Bei dessen Kontraktion entspannt sich zeitgleich der Trizeps, der Antagonist, räumlich gesehen auf der gegenüberliegenden Rückseite des Arms. Bei der Streckung des Arms läuft es dann umgekehrt ab. Derartige Muskelpaare findet man überall in der Skelettmuskulatur, so sind zum Beispiel Rücken- und Bauchmuskulatur Agonisten und Antagonisten. Beide Muskelpartien sollten, um Fehlhaltungen zu vermeiden, immer ausgeglichen trainiert werden.”
7. Wie wachsen Muskeln?
Beim Muskelwachstum, auch als Muskelhypertrophie bezeichnet, reagiert der Körper auf starke Beanspruchung, zum Beispiel beim Krafttraining, die Muskelfasern verdicken sich und mehr Proteine (Eiweiße) werden im Muskel eingelagert, so dass dieser leistungsfähiger wird.
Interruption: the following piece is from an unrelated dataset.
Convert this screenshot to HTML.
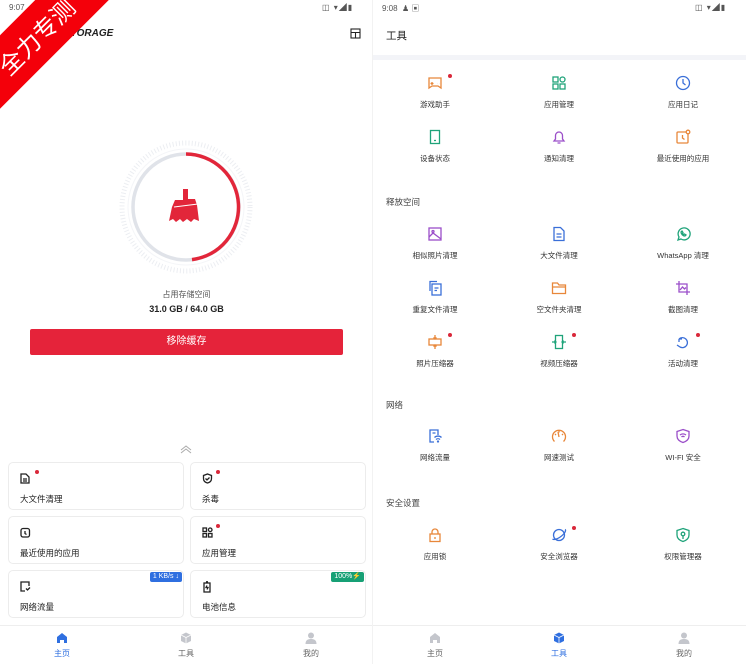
<!DOCTYPE html>
<html><head><meta charset="utf-8"><style>
*{margin:0;padding:0;box-sizing:border-box}
body{width:746px;height:664px;position:relative;overflow:hidden;background:#fff;font-family:"Liberation Sans","Noto Sans CJK SC",sans-serif;color:#222}
.a{position:absolute}
.st{font-size:8px;color:#555}
.card{position:absolute;width:176px;height:48px;border:1px solid #ececec;border-radius:5px;background:#fff}
.card svg{position:absolute;left:11px;top:10px}
.card .l{position:absolute;left:11px;top:30px;font-size:8.5px;color:#222}
.dot{position:absolute;width:4px;height:4px;border-radius:50%;background:#d9283a}
.t{position:absolute;width:124px;text-align:center;font-size:7.5px;color:#333}
.t svg{display:block;margin:0 auto 8px}
.sec{position:absolute;left:386px;font-size:8.5px;color:#444}
.nav{position:absolute;top:625px;width:373px;height:39px;border-top:1px solid #eee}
.ni{position:absolute;width:60px;text-align:center;font-size:8px;color:#666;top:6px}
.ni svg{display:block;margin:0 auto 4px}
</style></head><body>
<!-- LEFT -->
<div class="a st" style="left:9px;top:3px">9:07</div>
<div class="a st" style="left:322px;top:2px;letter-spacing:1px">◫ ▾◢▮</div>
<div class="a" style="left:64px;top:28px;font-size:10px;font-weight:bold;font-style:italic">STORAGE</div>
<svg class="a" style="left:350px;top:28px" width="11" height="11" viewBox="0 0 11 11" fill="none" stroke="#222" stroke-width="1.1"><rect x="1" y="1" width="9" height="9"/><path d="M1 4.5h9M5.5 4.5v5.5"/></svg>
<div class="a" style="left:-64px;top:10px;width:200px;height:52px;background:#f4000a;transform:rotate(-45deg);color:#fff;font-size:24px;text-align:center;line-height:52px;font-family:'Noto Sans CJK SC',sans-serif">全力专测</div>

<svg class="a" style="left:116px;top:137px" width="140" height="140" viewBox="0 0 140 140">
<circle cx="70" cy="70" r="64" fill="none" stroke="#eceef2" stroke-width="5" stroke-dasharray="1 2.2"/>
<circle cx="70" cy="70" r="58" fill="none" stroke="#f4f5f8" stroke-width="1"/>
<circle cx="70" cy="70" r="53" fill="none" stroke="#e0e3e9" stroke-width="3.5"/>
<path d="M70 17 A53 53 0 0 1 76 122.6" fill="none" stroke="#e2263a" stroke-width="3.5"/>
<circle cx="70" cy="70" r="50" fill="#fff"/>
<path d="M67 52h5v10h7l2 6 2 16-5-2-3 3-4-3-4 3-3-3-4 3-3-3-4 2 3-14 3-7h8z" fill="#e2263a"/>
<path d="M58 70l24-3" stroke="#fff" stroke-width="1"/>
</svg>
<div class="a" style="left:0;width:373px;top:289px;text-align:center;font-size:8px;color:#555">占用存储空间</div>
<div class="a" style="left:0;width:373px;top:304px;text-align:center;font-size:9px;font-weight:bold">31.0 GB / 64.0 GB</div>
<div class="a" style="left:30px;top:329px;width:313px;height:26px;background:#e5233a;border-radius:2px;color:#fff;font-size:10px;text-align:center;line-height:26px">移除缓存</div>
<svg class="a" style="left:180px;top:445px" width="12" height="9" viewBox="0 0 12 9" fill="none" stroke="#aaa" stroke-width="1"><path d="M1 5l5-4 5 4M1 8l5-4 5 4"/></svg>

<div class="card" style="left:8px;top:462px"><svg width="10" height="11" viewBox="0 0 10 11" fill="none" stroke="#222" stroke-width="1.3"><path d="M1 1h5l3 3v6H1z M3 6h4M3 8h4"/></svg><div class="dot" style="left:26px;top:7px"></div><div class="l">大文件清理</div></div>
<div class="card" style="left:190px;top:462px"><svg width="11" height="11" viewBox="0 0 11 11" fill="none" stroke="#222" stroke-width="1.3"><path d="M5.5 1l4 1.5v3c0 2.5-2 4-4 4.5-2-.5-4-2-4-4.5v-3z M3.5 5.5l1.5 1.5 2.5-2.5"/></svg><div class="dot" style="left:25px;top:7px"></div><div class="l">杀毒</div></div>
<div class="card" style="left:8px;top:516px"><svg width="11" height="11" viewBox="0 0 11 11" fill="none" stroke="#222" stroke-width="1.3"><rect x="1" y="1.5" width="8.5" height="8.5" rx="2"/><path d="M5 4v2.5l1.5 1"/></svg><div class="l">最近使用的应用</div></div>
<div class="card" style="left:190px;top:516px"><svg width="11" height="11" viewBox="0 0 11 11" fill="none" stroke="#222" stroke-width="1.3"><rect x="1" y="1" width="3.5" height="3.5"/><rect x="1" y="6.5" width="3.5" height="3.5"/><rect x="6.5" y="6.5" width="3.5" height="3.5"/><circle cx="8.2" cy="2.8" r="1.8"/></svg><div class="dot" style="left:25px;top:7px"></div><div class="l">应用管理</div></div>
<div class="card" style="left:8px;top:570px"><svg width="11" height="11" viewBox="0 0 11 11" fill="none" stroke="#222" stroke-width="1.3"><path d="M9 5V1H1v9h4M6 7.5l1.5 1.5L10 6.5"/></svg><div class="a" style="right:1px;top:1px;background:#2f6fe0;color:#fff;font-size:7px;padding:0 3px;border-radius:2px;line-height:10px">1 KB/s ↓</div><div class="l">网络流量</div></div>
<div class="card" style="left:190px;top:570px"><svg width="10" height="12" viewBox="0 0 10 12" fill="none" stroke="#222" stroke-width="1.3"><rect x="2" y="2" width="6" height="9"/><path d="M4 0.8h2M5 4.5l-1 2h2l-1 2"/></svg><div class="a" style="right:1px;top:1px;background:#17a075;color:#fff;font-size:7px;padding:0 3px;border-radius:2px;line-height:10px">100%⚡</div><div class="l">电池信息</div></div>

<div class="nav" style="left:0">
<div class="ni" style="left:32px;color:#2f6fe0"><svg width="12" height="12" viewBox="0 0 12 12"><path d="M1 5L6 1l5 4v6H8V8H4v3H1z" fill="#2f6fe0"/></svg>主页</div>
<div class="ni" style="left:156px"><svg width="12" height="12" viewBox="0 0 12 12"><path d="M6 0.5l5 2.5v6L6 11.5 1 9V3z" fill="#c4c6cc"/><path d="M1 3l5 2.5 5-2.5M6 5.5v6" stroke="#fff" stroke-width=".8" fill="none"/></svg>工具</div>
<div class="ni" style="left:281px"><svg width="12" height="12" viewBox="0 0 12 12" fill="#c4c6cc"><circle cx="6" cy="3.5" r="3"/><path d="M0.5 12c0-4 2.5-5 5.5-5s5.5 1 5.5 5z"/></svg>我的</div>
</div>

<!-- RIGHT -->
<div class="a" style="left:372px;top:0;width:1px;height:664px;background:#f2f2f2"></div>
<div class="a st" style="left:382px;top:3px">9:08 &nbsp;♟ ▣</div>
<div class="a st" style="left:695px;top:2px;letter-spacing:1px">◫ ▾◢▮</div>
<div class="a" style="left:386px;top:28px;font-size:10.5px;color:#222">工具</div>
<div class="a" style="left:373px;top:55px;width:373px;height:5px;background:#f3f4f8"></div>

<div class="t" style="left:373px;top:75px"><svg width="16" height="16" viewBox="0 0 16 16" fill="none" stroke="#e8873a" stroke-width="1.3"><path d="M2 3h12v10l-3-2H5l-3 2z M5 7v3M3.5 8.5h3M10 8.5h.1M12 8.5h.1"/></svg>游戏助手</div>
<div class="dot" style="left:448px;top:74px"></div>
<div class="t" style="left:497px;top:75px"><svg width="16" height="16" viewBox="0 0 16 16" fill="none" stroke="#1fa37a" stroke-width="1.3"><rect x="2" y="2" width="5" height="5"/><rect x="2" y="9" width="5" height="5"/><rect x="9" y="9" width="5" height="5"/><circle cx="11.5" cy="4.5" r="2.5"/></svg>应用管理</div>
<div class="t" style="left:621px;top:75px"><svg width="16" height="16" viewBox="0 0 16 16" fill="none" stroke="#3a6fd8" stroke-width="1.3"><circle cx="8" cy="8" r="6.5"/><path d="M8 4v4l2.5 2"/></svg>应用日记</div>
<div class="t" style="left:373px;top:129px"><svg width="16" height="16" viewBox="0 0 16 16" fill="none" stroke="#1fa37a" stroke-width="1.3"><rect x="3.5" y="1.5" width="9" height="13"/><path d="M7 11.5h2"/></svg>设备状态</div>
<div class="t" style="left:497px;top:129px"><svg width="16" height="16" viewBox="0 0 16 16" fill="none" stroke="#9b4fc9" stroke-width="1.3"><path d="M3 12h10l-1.5-2V6.5a3.5 3.5 0 0 0-7 0V10z M6.5 14h3"/></svg>通知清理</div>
<div class="t" style="left:621px;top:129px"><svg width="16" height="16" viewBox="0 0 16 16" fill="none" stroke="#e8873a" stroke-width="1.3"><rect x="2" y="3" width="11" height="11" rx="1"/><path d="M7.5 6v3l2 1.5"/><circle cx="13" cy="3" r="1.8" fill="#fff"/></svg>最近使用的应用</div>

<div class="sec" style="top:196px">释放空间</div>
<div class="t" style="left:373px;top:226px"><svg width="16" height="16" viewBox="0 0 16 16" fill="none" stroke="#9b4fc9" stroke-width="1.3"><rect x="2" y="2" width="12" height="12"/><path d="M2 11l4-4 8 6"/><circle cx="6" cy="5.5" r="1"/></svg>相似照片清理</div>
<div class="t" style="left:497px;top:226px"><svg width="16" height="16" viewBox="0 0 16 16" fill="none" stroke="#3a6fd8" stroke-width="1.3"><path d="M3 1.5h6.5l3.5 3.5v9.5H3z M5.5 8h5M5.5 11h5"/></svg>大文件清理</div>
<div class="t" style="left:621px;top:226px"><svg width="16" height="16" viewBox="0 0 16 16" fill="none" stroke="#1fa37a" stroke-width="1.3"><path d="M3 14l1-3a6 6 0 1 1 2 2z M6 6c0 2 2 4 4 4l1-1-1.5-1-1 .5-1-1 .5-1-1-1.5z"/></svg>WhatsApp 清理</div>
<div class="t" style="left:373px;top:280px"><svg width="16" height="16" viewBox="0 0 16 16" fill="none" stroke="#3a6fd8" stroke-width="1.3"><path d="M3 11V1.5h7"/><rect x="5" y="4" width="9" height="11"/><path d="M7.5 8h4M7.5 10.5h2.5"/></svg>重复文件清理</div>
<div class="t" style="left:497px;top:280px"><svg width="16" height="16" viewBox="0 0 16 16" fill="none" stroke="#e8873a" stroke-width="1.3"><path d="M1.5 3h5l1.5 2h6.5v8.5h-13z M1.5 7h13"/></svg>空文件夹清理</div>
<div class="t" style="left:621px;top:280px"><svg width="16" height="16" viewBox="0 0 16 16" fill="none" stroke="#9b4fc9" stroke-width="1.3"><path d="M4 1v11h11M1 4h11v11"/><path d="M5 10l2.5-3 2 2 1.5-1.5" /></svg>截图清理</div>
<div class="t" style="left:373px;top:334px"><svg width="16" height="16" viewBox="0 0 16 16" fill="none" stroke="#e8873a" stroke-width="1.3"><rect x="2" y="5" width="12" height="6"/><path d="M8 1v4M6.5 3.5L8 5l1.5-1.5M8 15v-4M6.5 12.5L8 11l1.5 1.5"/></svg>照片压缩器</div>
<div class="dot" style="left:448px;top:333px"></div>
<div class="t" style="left:497px;top:334px"><svg width="16" height="16" viewBox="0 0 16 16" fill="none" stroke="#1fa37a" stroke-width="1.3"><rect x="4.5" y="1.5" width="7" height="13"/><path d="M1 8h4M3.5 6.5L5 8 3.5 9.5M15 8h-4M12.5 6.5L11 8l1.5 1.5"/></svg>视频压缩器</div>
<div class="dot" style="left:572px;top:333px"></div>
<div class="t" style="left:621px;top:334px"><svg width="16" height="16" viewBox="0 0 16 16" fill="none" stroke="#3a6fd8" stroke-width="1.3"><path d="M4 5a5 5 0 1 1 1 8M4 5v3M4 5h3M2 11l3 2"/></svg>活动清理</div>
<div class="dot" style="left:696px;top:333px"></div>

<div class="sec" style="top:399px">网络</div>
<div class="t" style="left:373px;top:428px"><svg width="16" height="16" viewBox="0 0 16 16" fill="none" stroke="#3a6fd8" stroke-width="1.3"><path d="M11 7V2H3v12h4M5.5 5h3M7.5 9.5a5 5 0 0 1 7 0M9 11.5a3 3 0 0 1 4 0"/><circle cx="11" cy="13.5" r=".5"/></svg>网络流量</div>
<div class="t" style="left:497px;top:428px"><svg width="16" height="16" viewBox="0 0 16 16" fill="none" stroke="#e8873a" stroke-width="1.3"><path d="M3.5 13.5a6.5 6.5 0 1 1 9 0M8 9l-1-5M8 3v1.5M4 6l1 1M12 6l-1 1"/></svg>网速测试</div>
<div class="t" style="left:621px;top:428px"><svg width="16" height="16" viewBox="0 0 16 16" fill="none" stroke="#9b4fc9" stroke-width="1.3"><path d="M8 1.5l6 2v4.5c0 3.5-3 5.5-6 6.5-3-1-6-3-6-6.5V3.5z M5 7a4.5 4.5 0 0 1 6 0M6.5 9a2 2 0 0 1 3 0"/></svg>WI-FI 安全</div>

<div class="sec" style="top:497px">安全设置</div>
<div class="t" style="left:373px;top:527px"><svg width="16" height="16" viewBox="0 0 16 16" fill="none" stroke="#e8873a" stroke-width="1.3"><rect x="3" y="7" width="10" height="7.5"/><path d="M5 7V5a3 3 0 0 1 6 0v2M8 10v2"/></svg>应用锁</div>
<div class="t" style="left:497px;top:527px"><svg width="16" height="16" viewBox="0 0 16 16" fill="none" stroke="#3a6fd8" stroke-width="1.3"><circle cx="8" cy="8" r="5.5"/><path d="M1.5 12c2 1.5 8-1 12-6 1-1.5 1.5-3 .5-3.5"/></svg>安全浏览器</div>
<div class="dot" style="left:572px;top:526px"></div>
<div class="t" style="left:621px;top:527px"><svg width="16" height="16" viewBox="0 0 16 16" fill="none" stroke="#1fa37a" stroke-width="1.3"><path d="M8 1.5l6 2v4.5c0 3.5-3 5.5-6 6.5-3-1-6-3-6-6.5V3.5z"/><circle cx="8" cy="7" r="1.8"/><path d="M8 9v3"/></svg>权限管理器</div>

<div class="nav" style="left:373px">
<div class="ni" style="left:32px"><svg width="12" height="12" viewBox="0 0 12 12"><path d="M1 5L6 1l5 4v6H8V8H4v3H1z" fill="#c4c6cc"/></svg>主页</div>
<div class="ni" style="left:156px;color:#2f6fe0"><svg width="12" height="12" viewBox="0 0 12 12"><path d="M6 0.5l5 2.5v6L6 11.5 1 9V3z" fill="#2f6fe0"/><path d="M1 3l5 2.5 5-2.5M6 5.5v6" stroke="#fff" stroke-width=".8" fill="none"/></svg>工具</div>
<div class="ni" style="left:281px"><svg width="12" height="12" viewBox="0 0 12 12" fill="#c4c6cc"><circle cx="6" cy="3.5" r="3"/><path d="M0.5 12c0-4 2.5-5 5.5-5s5.5 1 5.5 5z"/></svg>我的</div>
</div>
</body></html>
Muskelverdickung ist also eine Anpassungsreaktion des Körpers auf erhöhte Belastung. Interessant ist, dass sich beim Menschen die Anzahl der Muskelfasern nicht vermehrt, was bei anderen Säugetieren übrigens durchaus der Fall ist, sondern nur ihr Volumen wächst.
8. Was passiert mit den Muskeln in einer längeren Trainingspause?
Der menschliche Körper ist in seiner Effizienz ähnlich gnadenlos wie eine klamme Firma: Wer nicht gebraucht wird, fliegt raus! So sieht es auch in den Muskeln aus. Machen wir eine Trainingspause, dann werden die mühsam angelegten Eiweißspeicher geplündert, feinere Blutgefäße und Nerven in den Muskeln in den Ruhestand versetzt und Muskelmasse abgebaut.
Einer Studie der Universität Kopenhagen zufolge verschwindet bei jungen Menschen in den Mittzwanzigern bei völliger Ruhestellung eines Beines über 14 Tage ungefähr ein Drittel ihrer Muskelmasse.
Der Wiederaufbau anschließend dauert zwar deutlich länger als der Abbau, aber keine Angst, der Muskel erinnert sich dank des sogenannten “Muscle-Memory-Effekts” an seine frühere Leistungsfähigkeit, so dass man nicht wieder auf absolutem Anfängerniveau beginnen muss.
9. Warum sind Männer oft kräftiger als Frauen?
Um diese Frage umfassend zu beantworten, muss man zwischen anatomischen und gesellschaftlichen Ursachen differenzieren.
Zunächst haben Männer grundsätzlich eine größere Muskelmasse. Und: Der Körperfettanteil ist bei Männern niedriger. Eine weitere Komponente ist die wichtige Muskelversorgung mit Sauerstoff, die bei Männern durch ein größeres Herz, das größere Lungenvolumen und einer höheren Hämoglobin-Konzentration im Blut besser ist als bei Frauen.
Zuletzt spielen auch die Hormone eine wichtige Rolle. Das männliche Testosteron hat eine stark anabole, also muskelaufbauende Wirkung.
Schon im Kindesalter beobachtet man zudem bei Jungs häufiger als bei Mädchen den Drang, sich miteinander zu messen, Leistung zu zeigen und – besonders kräftemäßig – an ihre Grenzen zu gehen. Dabei spielen neben den Hormonen auch gesellschaftlich geprägte Verhaltensmuster eine wichtige Rolle.
10. Welche Muskeln brauche ich beim Laufen?
Möchte man seine Muskeln für das Laufen trainieren, denkt man in erster Linie an die Beinmuskulatur. Aber aufgepasst: “Läufer benötigen auch die Teile der Skelettmuskulatur, die für die Gesamtstabilität des Körpers verantwortlich sind”, bestätigt Georg Sieger. Dazu gehören die Hüft- und Armmuskeln, im Besonderen aber die Bauch- und Rückenmuskulatur, die für die aufrechte Haltung von zentraler Bedeutung sind.
Neueste Erkenntnisse der Trainingsforschung legen nahe, dass neben klassischen Übungen für diese Muskelgruppen auch Liegestützübungen (von Läufer*innen liebevoll “Stabis” genannt) in unterschiedlichen Ausführungen hilfreich sind.